The sequence ends with Frank abruptly entering a fit of rage, stopping the song. The group leaves the apartment, and Hopper promises his companions a "joy ride." The whole scene feels like a deceptively mundane nightmare, with its more disturbing elements boiling just beneath the surface, hidden between outwardly harmless nooks and crannies. At first glance the room and characters almost resemble our own world, but upon closer inspection they reveal their true, unsettling nature, making the whole scenario much more disturbing. As the characters leave the apartment, they end their brief stopover in the "twilight zone," before descending into even darker territories.

'Super 8 ' (Ch.3, 00:11:03 - 00:19:25) - J.J. Abrams' heartfelt homage to all things Spielbergian, 'Super 8,' is littered with an unbridled passion for filmmaking. By mixing a sweet family story with extraterrestrial excitement, Abrams evokes all of the "Bearded One's" most memorable classics while imbuing every frame with a genuine love for the craft. This is perhaps no better evident than in an early scene which sees our misfit gang of characters attempt to shoot their own amateur film.

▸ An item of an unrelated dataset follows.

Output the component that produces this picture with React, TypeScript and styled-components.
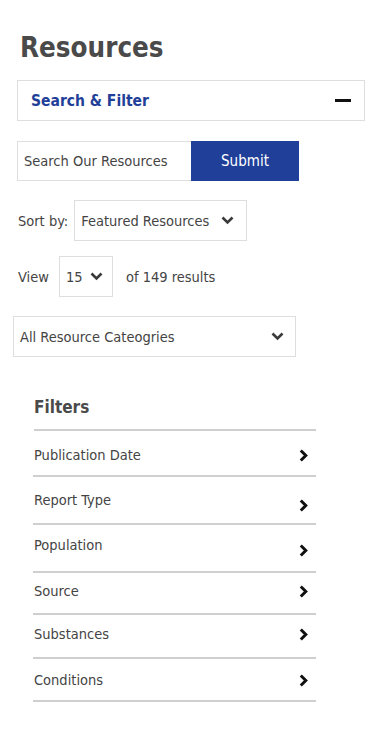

The group arrives by the train tracks and sets up all of their makeshift equipment for the shoot. Each young character sparkles with personality and excitement, and the cast plays brilliantly off of one another with natural, unaffected performances. Lots of tongue-in-cheek references are made as the various characters practice their clichéd lines and argue over the director's approach to the scene. The sheer, collaborative joy of moviemaking is perfectly distilled through the kids' interactions, illuminating the friendly conflicts and mutual triumphs of the art form. Eventually the young actors get in position, the camera rolls, and the magic begins. Alice (Elle Fanning) starts to recite her lines and gradually her acting proves to be surprisingly moving. The camera slowly closes in on her impassioned performance and the humorous mood slowly changes. The other kids look on in awe, blown away by her talent. Suddenly, an actual train comes by, and not wanting to miss an opportunity for genuine production value, Charles (Riley Griffiths) scrambles to get it in the shot. It's at this point that the scene takes a dramatic turn and all hell breaks loose.

What started out as an amateur, endearing homage to genre filmmaking now becomes a big budget embodiment of just that. The scene literally transforms into the cinematic big brother of the kids' makeshift production, showcasing moviemaking at its most simple and innocent, and at its most extreme and spectacular. The train goes off the tracks and crashes, creating an all-out audio/visual explosion and genuine treat for the senses. By seamlessly juxtaposing the two polar opposites of film production, Abrams affectionately celebrates everything we love about moviemaking while illuminating the ageless, innocent, thrilling joys that the medium has to offer. In a sweet, exciting, and very personal scene, we see the type of movie the director once made as a kid, with all of the simple tools and toys he had at his disposal, immediately followed by an example of what he can make now, with all of the much more expensive tools and toys at his disposal. Thankfully, the scene, and film as a whole, demonstrate that Abrams has yet to lose his inner child, resulting in a kind of wish fulfillment for his twelve year old self.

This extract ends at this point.